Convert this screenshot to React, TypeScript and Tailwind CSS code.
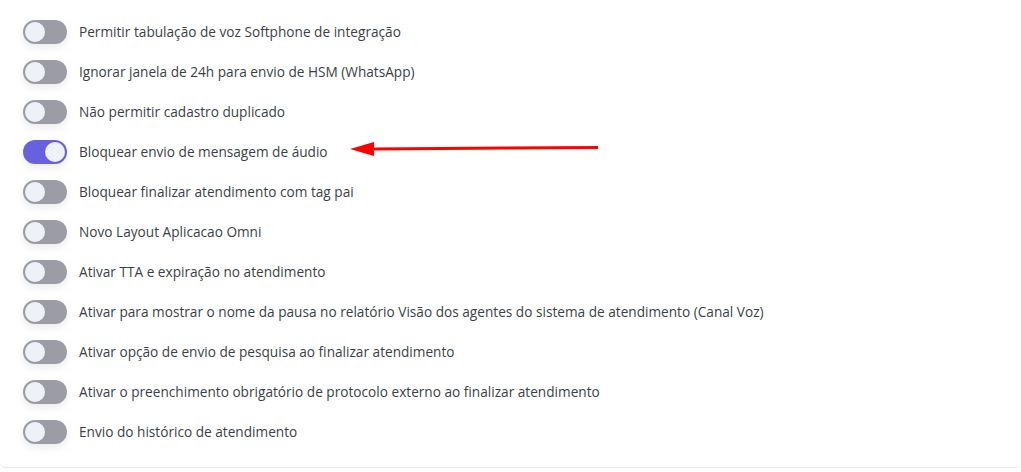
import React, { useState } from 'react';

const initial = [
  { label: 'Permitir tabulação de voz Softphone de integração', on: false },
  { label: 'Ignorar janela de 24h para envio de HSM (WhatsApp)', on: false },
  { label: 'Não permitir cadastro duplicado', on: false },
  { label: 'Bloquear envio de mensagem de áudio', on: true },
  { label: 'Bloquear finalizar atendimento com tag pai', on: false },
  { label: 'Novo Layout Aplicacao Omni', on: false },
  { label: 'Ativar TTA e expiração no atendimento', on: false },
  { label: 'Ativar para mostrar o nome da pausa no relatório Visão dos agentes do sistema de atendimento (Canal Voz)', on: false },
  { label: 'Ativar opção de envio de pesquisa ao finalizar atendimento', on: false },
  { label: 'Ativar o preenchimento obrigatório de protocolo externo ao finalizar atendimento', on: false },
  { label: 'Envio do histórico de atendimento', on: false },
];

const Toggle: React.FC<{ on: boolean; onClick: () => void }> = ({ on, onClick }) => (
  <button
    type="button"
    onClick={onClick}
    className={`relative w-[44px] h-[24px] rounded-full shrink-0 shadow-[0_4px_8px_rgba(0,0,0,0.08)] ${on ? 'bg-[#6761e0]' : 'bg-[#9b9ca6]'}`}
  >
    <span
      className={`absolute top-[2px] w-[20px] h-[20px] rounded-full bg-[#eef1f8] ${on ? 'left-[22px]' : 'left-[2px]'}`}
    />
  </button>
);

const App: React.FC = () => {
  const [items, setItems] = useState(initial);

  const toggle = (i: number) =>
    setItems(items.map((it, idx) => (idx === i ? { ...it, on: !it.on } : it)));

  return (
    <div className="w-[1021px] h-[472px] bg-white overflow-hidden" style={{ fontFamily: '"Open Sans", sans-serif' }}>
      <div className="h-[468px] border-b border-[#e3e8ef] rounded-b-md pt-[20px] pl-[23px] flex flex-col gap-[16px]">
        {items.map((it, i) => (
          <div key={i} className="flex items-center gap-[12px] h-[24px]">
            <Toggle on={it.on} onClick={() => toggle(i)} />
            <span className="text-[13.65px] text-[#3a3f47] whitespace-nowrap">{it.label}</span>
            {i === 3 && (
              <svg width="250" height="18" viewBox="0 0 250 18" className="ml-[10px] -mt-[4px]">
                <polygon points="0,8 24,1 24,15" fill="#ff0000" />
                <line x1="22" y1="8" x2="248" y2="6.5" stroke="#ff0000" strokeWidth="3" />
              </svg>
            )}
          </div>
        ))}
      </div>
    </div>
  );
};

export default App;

---

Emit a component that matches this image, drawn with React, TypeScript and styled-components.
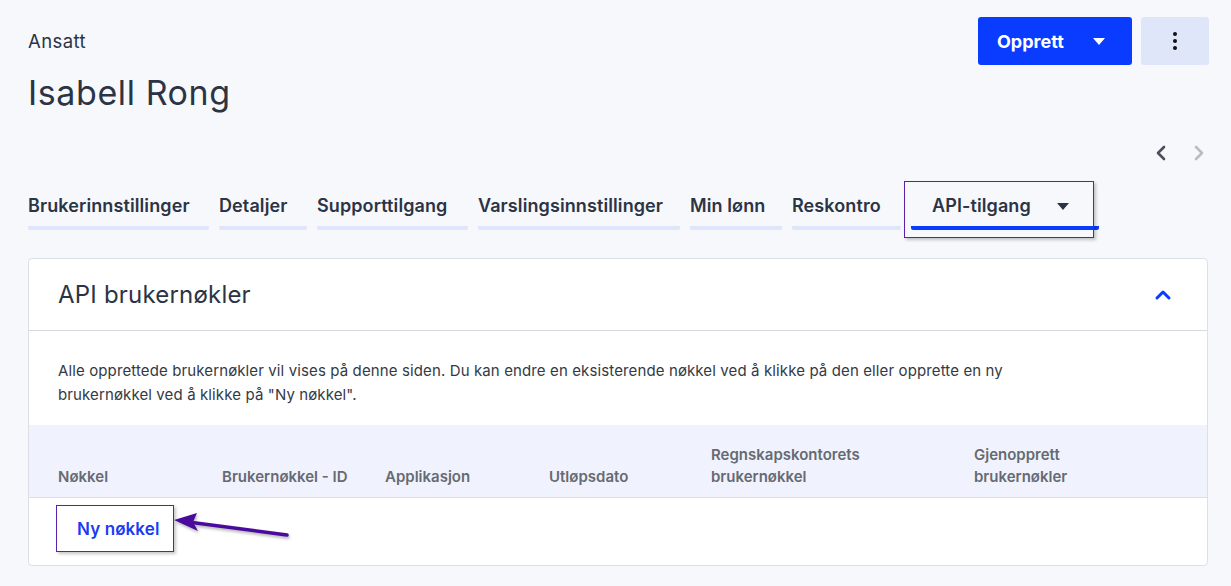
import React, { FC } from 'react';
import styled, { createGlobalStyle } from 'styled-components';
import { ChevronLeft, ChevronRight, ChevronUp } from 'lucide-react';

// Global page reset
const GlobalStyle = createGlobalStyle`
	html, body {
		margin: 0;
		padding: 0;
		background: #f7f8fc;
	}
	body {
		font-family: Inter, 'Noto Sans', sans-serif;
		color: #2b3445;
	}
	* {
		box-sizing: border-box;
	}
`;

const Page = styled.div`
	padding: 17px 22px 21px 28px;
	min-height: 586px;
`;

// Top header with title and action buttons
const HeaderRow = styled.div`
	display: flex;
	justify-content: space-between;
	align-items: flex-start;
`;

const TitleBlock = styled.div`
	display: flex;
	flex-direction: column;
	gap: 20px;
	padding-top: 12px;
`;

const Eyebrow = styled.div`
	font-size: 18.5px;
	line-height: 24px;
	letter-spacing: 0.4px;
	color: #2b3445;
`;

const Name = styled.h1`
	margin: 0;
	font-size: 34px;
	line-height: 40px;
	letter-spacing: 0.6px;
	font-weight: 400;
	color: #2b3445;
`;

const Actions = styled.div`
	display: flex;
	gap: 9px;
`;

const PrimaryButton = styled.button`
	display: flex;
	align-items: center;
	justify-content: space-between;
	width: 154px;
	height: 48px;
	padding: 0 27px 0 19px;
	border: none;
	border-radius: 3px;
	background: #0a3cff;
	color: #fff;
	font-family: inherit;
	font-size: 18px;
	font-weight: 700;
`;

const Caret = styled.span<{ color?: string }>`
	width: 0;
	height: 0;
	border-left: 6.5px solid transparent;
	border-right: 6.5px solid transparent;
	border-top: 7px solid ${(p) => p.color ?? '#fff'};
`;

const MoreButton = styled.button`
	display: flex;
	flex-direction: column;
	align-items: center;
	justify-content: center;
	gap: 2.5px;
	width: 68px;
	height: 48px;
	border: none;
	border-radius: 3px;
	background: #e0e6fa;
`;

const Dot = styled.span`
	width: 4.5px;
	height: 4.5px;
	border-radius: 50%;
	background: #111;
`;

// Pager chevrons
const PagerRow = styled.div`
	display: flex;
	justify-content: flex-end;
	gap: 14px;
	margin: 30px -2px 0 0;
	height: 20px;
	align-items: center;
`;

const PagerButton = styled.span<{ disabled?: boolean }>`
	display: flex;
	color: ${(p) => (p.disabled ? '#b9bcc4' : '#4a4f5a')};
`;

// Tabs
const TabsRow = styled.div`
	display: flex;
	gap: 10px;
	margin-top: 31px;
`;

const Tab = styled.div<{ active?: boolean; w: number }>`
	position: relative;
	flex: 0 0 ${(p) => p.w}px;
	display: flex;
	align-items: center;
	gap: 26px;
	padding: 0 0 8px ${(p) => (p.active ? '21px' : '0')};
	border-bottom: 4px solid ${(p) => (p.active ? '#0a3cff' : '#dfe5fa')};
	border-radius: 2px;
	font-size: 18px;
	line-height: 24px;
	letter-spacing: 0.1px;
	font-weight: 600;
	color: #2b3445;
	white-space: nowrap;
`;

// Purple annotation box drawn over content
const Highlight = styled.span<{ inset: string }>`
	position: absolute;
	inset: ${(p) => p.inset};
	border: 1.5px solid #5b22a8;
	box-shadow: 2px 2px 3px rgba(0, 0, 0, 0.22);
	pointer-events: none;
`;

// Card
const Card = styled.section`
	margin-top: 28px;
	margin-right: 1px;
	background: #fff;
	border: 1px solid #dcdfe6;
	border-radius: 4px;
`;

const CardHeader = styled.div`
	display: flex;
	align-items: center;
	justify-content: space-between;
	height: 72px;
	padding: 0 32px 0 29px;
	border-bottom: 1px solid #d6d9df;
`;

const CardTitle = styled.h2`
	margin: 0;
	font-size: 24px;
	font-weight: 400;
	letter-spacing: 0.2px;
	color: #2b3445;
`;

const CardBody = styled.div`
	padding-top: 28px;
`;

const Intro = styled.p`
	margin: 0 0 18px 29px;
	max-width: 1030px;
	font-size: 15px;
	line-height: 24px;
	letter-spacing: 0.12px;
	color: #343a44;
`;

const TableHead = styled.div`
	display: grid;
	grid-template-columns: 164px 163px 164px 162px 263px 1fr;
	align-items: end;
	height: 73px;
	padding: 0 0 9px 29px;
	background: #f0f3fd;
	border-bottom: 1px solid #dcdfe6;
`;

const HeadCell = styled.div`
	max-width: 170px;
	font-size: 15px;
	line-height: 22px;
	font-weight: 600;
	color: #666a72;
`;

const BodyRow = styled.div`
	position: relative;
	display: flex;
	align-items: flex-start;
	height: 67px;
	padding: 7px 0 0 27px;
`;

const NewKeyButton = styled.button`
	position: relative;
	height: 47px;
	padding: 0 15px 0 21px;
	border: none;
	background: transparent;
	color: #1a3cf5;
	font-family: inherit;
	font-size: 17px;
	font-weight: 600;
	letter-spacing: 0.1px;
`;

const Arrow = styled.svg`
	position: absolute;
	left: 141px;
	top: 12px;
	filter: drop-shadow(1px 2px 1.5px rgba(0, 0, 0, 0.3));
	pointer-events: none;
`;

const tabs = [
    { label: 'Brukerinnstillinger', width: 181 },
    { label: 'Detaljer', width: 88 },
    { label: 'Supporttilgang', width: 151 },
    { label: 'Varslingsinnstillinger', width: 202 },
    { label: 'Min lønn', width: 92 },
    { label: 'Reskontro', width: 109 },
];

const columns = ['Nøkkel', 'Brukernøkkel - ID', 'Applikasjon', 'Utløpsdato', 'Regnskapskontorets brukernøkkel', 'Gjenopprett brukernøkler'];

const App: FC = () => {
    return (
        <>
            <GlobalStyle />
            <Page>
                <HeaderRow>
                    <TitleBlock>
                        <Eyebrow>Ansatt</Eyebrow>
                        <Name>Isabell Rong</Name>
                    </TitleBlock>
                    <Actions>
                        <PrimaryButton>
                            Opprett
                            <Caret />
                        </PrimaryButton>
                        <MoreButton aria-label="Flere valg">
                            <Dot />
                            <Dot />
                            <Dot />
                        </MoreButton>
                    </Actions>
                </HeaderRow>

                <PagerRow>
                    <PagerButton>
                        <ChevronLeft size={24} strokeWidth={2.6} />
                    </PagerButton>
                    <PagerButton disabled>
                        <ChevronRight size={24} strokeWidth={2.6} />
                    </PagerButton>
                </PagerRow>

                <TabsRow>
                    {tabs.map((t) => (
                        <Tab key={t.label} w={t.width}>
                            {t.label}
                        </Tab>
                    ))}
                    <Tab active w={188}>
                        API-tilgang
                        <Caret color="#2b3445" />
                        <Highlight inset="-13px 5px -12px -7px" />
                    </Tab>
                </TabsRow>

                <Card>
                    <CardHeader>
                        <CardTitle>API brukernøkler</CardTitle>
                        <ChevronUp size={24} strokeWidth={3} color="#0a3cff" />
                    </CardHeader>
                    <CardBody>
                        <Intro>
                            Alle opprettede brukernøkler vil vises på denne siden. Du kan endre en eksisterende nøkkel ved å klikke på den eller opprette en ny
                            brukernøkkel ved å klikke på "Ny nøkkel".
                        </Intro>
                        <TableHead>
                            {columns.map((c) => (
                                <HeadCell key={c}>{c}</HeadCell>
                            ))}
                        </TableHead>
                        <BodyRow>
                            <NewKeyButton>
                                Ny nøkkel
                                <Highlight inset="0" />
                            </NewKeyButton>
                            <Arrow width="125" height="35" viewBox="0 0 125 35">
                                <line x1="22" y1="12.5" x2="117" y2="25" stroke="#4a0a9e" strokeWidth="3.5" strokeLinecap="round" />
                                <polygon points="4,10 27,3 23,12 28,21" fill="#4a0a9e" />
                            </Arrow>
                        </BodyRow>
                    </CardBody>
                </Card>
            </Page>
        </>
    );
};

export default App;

Brief:
Give only the count of lines in which the string "with" appears.

Completed exercise:
2